Data to process:
————————
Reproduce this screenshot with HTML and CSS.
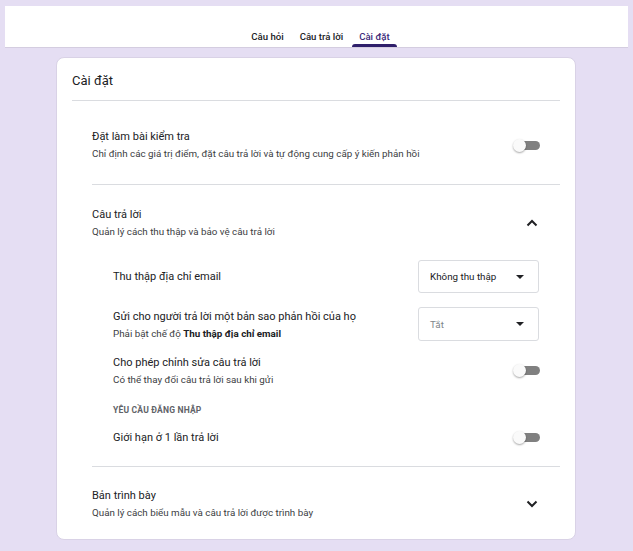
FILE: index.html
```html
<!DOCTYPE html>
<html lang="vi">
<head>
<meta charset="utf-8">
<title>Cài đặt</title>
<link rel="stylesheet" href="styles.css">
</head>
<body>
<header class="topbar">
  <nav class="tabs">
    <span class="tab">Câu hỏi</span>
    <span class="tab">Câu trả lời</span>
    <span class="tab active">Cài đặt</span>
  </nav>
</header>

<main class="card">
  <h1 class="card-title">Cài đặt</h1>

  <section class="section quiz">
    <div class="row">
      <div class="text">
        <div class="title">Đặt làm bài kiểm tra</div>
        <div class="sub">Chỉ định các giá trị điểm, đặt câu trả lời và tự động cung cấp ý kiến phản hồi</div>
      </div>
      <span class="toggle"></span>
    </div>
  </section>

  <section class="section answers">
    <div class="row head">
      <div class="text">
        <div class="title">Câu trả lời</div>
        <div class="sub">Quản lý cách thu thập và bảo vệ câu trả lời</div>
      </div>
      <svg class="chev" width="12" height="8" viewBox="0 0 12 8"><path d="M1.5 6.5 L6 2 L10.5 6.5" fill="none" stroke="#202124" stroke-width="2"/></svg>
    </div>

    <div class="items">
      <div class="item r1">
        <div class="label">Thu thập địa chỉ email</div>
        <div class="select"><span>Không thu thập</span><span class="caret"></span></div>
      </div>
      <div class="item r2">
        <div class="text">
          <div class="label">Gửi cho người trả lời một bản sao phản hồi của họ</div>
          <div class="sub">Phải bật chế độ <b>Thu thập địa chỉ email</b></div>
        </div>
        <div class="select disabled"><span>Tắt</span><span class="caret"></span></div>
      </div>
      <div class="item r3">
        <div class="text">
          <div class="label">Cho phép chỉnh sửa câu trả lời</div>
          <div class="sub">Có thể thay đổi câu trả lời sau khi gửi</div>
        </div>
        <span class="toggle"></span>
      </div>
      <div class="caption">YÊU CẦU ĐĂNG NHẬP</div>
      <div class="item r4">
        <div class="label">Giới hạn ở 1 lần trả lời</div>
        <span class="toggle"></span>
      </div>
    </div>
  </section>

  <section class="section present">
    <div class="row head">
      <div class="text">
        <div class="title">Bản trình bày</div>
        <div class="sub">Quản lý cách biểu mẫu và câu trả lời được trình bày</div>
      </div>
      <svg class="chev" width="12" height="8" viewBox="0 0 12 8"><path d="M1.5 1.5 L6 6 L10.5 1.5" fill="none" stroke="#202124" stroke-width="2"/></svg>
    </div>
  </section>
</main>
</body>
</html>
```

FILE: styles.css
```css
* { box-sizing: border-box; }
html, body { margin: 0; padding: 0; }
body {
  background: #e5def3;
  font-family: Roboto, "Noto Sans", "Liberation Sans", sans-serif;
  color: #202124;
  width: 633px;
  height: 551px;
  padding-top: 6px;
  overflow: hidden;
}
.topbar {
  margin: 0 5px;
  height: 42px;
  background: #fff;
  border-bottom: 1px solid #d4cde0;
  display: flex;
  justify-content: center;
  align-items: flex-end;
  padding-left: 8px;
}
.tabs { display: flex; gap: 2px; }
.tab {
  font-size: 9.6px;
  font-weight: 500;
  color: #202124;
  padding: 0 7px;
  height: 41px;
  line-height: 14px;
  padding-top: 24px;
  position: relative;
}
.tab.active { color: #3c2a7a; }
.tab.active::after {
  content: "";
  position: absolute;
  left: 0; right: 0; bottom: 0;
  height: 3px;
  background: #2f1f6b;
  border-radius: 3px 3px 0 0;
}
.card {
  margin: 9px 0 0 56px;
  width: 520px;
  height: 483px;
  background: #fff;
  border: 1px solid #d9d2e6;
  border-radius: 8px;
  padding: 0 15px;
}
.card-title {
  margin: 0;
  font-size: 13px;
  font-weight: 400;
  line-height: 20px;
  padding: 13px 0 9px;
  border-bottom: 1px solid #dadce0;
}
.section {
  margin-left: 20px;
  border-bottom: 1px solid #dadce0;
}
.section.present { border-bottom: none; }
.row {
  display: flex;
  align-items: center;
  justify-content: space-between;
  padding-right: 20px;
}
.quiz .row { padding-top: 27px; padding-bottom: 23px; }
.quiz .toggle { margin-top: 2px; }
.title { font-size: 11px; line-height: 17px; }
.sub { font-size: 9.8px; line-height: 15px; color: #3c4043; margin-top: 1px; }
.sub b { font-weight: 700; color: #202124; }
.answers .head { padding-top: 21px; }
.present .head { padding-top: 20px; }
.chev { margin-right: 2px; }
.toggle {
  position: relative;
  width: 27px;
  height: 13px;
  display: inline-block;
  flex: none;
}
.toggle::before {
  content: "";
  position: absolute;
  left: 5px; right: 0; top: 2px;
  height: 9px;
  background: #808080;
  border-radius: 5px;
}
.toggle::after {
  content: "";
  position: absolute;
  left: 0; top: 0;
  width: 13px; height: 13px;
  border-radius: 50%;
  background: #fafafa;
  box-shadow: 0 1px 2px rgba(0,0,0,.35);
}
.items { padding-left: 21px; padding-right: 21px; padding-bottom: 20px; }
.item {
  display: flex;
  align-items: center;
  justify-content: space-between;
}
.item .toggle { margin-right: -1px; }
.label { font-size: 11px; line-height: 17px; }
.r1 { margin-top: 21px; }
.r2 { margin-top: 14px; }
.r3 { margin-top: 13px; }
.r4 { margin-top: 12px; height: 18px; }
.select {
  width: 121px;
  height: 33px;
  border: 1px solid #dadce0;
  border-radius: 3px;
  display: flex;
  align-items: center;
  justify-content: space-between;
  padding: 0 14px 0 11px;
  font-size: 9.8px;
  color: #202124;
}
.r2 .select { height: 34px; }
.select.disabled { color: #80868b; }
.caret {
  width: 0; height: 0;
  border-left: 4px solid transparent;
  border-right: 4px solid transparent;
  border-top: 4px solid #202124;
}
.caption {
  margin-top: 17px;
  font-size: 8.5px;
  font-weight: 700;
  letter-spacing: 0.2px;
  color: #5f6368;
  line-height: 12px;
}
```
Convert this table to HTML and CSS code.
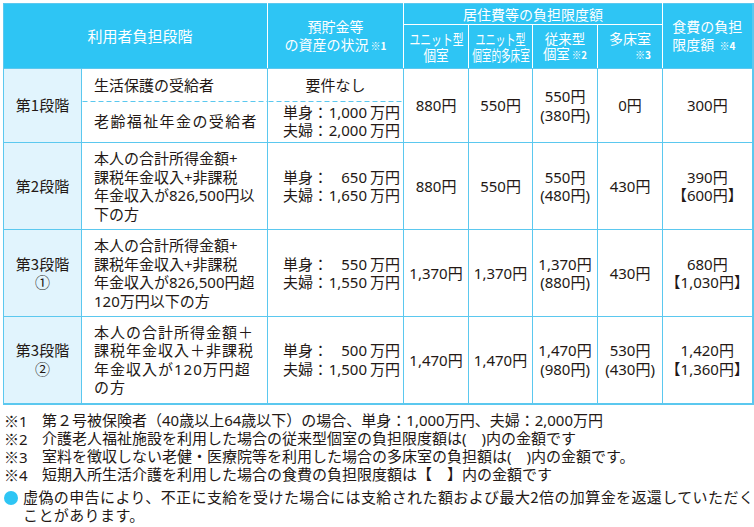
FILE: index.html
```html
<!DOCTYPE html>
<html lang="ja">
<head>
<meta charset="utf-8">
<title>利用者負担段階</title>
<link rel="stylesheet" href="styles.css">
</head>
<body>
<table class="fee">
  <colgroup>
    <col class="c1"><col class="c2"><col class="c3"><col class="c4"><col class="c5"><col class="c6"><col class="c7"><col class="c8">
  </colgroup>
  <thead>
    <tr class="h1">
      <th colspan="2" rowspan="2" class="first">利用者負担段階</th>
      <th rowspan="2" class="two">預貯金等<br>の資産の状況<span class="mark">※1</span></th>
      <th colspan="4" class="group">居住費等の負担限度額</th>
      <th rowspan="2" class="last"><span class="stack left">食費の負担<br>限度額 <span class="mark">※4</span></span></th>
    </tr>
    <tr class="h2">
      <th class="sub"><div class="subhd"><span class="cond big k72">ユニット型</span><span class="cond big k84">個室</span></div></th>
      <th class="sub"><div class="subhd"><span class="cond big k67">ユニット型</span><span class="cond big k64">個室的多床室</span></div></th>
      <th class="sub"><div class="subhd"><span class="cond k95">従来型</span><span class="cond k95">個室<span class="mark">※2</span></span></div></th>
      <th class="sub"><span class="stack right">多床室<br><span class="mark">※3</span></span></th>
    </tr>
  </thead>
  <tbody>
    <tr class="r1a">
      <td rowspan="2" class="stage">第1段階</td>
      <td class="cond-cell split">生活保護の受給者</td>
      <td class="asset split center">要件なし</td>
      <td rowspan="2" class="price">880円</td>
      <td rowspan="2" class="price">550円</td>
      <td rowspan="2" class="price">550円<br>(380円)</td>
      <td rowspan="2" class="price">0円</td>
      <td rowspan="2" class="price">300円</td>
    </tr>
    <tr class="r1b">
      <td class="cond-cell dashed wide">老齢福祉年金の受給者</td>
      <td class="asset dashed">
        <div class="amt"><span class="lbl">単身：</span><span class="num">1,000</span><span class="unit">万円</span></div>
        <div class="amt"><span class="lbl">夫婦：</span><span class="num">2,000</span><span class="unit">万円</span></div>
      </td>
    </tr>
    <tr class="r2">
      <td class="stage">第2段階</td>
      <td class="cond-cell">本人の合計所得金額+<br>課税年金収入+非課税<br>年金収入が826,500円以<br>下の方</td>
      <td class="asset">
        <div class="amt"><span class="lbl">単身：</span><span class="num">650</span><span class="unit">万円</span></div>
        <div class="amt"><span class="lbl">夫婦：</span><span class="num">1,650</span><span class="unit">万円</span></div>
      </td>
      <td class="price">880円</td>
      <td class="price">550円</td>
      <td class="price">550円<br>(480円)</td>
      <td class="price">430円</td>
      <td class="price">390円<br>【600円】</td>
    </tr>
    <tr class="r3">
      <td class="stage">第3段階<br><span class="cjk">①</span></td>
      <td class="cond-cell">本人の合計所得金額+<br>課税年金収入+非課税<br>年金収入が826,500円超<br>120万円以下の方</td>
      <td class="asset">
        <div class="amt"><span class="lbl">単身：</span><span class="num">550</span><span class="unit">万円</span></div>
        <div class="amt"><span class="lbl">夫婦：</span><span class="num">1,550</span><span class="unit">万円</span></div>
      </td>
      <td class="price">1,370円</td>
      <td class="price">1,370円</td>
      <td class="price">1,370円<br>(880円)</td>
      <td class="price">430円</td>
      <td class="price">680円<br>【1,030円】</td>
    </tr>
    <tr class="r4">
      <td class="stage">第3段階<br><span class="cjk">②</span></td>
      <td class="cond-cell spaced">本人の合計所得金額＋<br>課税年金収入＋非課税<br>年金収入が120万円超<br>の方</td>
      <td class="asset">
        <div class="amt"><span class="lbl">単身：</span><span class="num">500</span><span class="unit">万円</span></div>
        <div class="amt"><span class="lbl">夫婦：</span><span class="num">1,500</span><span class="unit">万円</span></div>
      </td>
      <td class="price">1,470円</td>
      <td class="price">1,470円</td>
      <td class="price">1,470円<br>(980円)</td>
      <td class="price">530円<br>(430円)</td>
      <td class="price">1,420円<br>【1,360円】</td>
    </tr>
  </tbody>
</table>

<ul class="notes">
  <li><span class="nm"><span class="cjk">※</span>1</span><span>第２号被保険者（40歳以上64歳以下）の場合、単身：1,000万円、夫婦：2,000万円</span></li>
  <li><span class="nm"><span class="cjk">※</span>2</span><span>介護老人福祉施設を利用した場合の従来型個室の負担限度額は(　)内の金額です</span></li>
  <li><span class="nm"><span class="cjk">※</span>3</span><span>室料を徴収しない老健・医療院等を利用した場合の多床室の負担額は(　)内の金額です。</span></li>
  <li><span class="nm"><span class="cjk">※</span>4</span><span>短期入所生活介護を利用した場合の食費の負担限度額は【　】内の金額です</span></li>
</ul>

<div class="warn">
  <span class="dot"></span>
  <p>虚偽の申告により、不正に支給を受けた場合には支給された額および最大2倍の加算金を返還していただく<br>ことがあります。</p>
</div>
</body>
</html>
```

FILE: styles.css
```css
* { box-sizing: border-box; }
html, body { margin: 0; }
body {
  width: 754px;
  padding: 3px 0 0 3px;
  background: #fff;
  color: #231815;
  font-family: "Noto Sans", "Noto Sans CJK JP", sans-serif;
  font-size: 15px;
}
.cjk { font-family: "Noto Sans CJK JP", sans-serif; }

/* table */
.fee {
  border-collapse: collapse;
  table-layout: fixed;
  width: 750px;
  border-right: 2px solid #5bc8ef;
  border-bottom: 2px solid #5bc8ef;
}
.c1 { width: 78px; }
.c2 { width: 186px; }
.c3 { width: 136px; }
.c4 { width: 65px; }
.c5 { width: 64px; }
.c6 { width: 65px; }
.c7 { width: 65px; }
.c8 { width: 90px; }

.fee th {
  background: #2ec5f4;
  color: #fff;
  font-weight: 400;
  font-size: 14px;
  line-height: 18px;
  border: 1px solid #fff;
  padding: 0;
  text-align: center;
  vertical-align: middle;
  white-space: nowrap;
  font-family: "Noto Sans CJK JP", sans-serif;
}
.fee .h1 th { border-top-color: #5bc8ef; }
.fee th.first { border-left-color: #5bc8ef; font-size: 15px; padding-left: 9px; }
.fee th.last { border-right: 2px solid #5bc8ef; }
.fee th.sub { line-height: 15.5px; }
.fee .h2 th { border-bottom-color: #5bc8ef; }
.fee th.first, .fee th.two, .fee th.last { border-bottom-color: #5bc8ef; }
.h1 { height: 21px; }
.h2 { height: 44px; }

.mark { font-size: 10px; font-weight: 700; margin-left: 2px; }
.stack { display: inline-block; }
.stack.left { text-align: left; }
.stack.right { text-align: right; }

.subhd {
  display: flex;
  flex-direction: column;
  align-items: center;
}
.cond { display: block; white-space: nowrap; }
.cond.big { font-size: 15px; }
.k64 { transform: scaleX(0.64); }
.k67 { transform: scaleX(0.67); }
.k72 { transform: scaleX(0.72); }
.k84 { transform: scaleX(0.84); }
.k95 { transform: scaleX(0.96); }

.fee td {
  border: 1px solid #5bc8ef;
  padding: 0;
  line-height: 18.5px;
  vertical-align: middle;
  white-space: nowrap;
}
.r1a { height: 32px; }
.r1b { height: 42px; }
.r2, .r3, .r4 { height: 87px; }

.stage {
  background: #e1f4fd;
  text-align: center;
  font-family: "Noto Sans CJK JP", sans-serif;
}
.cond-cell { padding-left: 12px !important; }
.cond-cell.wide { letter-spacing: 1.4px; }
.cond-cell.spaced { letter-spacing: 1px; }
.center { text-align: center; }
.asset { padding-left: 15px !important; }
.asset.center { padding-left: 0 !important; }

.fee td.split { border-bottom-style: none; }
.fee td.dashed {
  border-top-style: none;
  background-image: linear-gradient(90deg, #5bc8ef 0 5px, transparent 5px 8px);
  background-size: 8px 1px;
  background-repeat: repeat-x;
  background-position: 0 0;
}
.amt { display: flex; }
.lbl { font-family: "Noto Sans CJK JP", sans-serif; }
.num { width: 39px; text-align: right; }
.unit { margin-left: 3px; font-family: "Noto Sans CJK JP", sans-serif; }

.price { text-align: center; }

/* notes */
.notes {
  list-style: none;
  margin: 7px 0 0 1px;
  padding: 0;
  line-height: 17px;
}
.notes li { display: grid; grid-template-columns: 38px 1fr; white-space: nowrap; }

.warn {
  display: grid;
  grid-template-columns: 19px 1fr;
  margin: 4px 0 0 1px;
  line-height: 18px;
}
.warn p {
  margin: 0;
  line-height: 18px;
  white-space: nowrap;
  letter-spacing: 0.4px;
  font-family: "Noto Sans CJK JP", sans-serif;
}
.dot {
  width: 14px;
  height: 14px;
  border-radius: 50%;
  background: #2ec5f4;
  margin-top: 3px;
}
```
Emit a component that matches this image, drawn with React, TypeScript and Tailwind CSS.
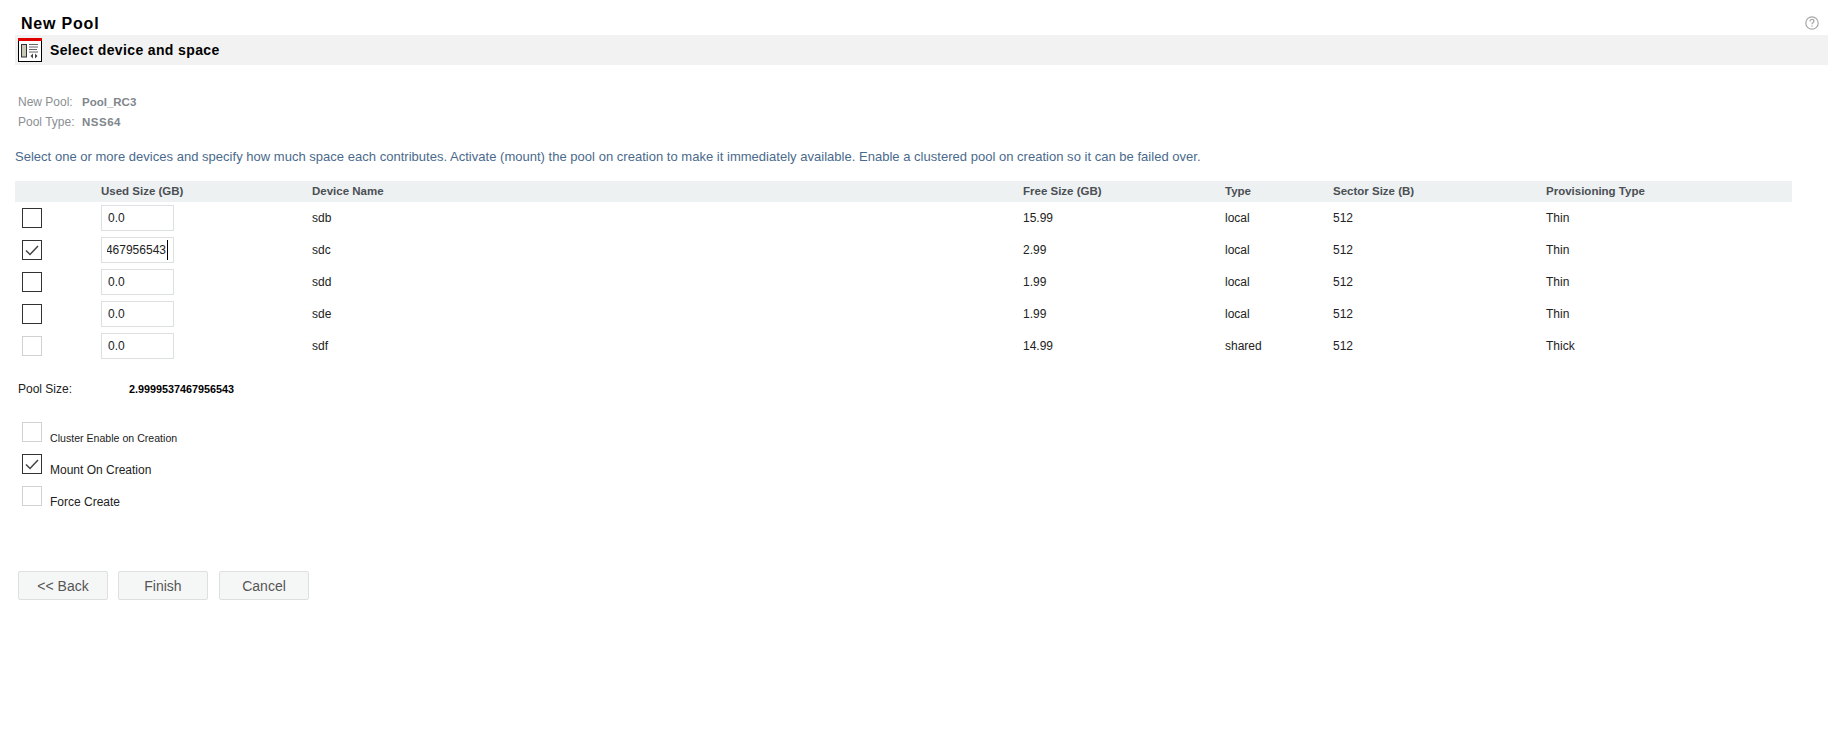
————————
What is required: Provide only the number of lines in the entries that hold the word "this".

Result of the exercise: 3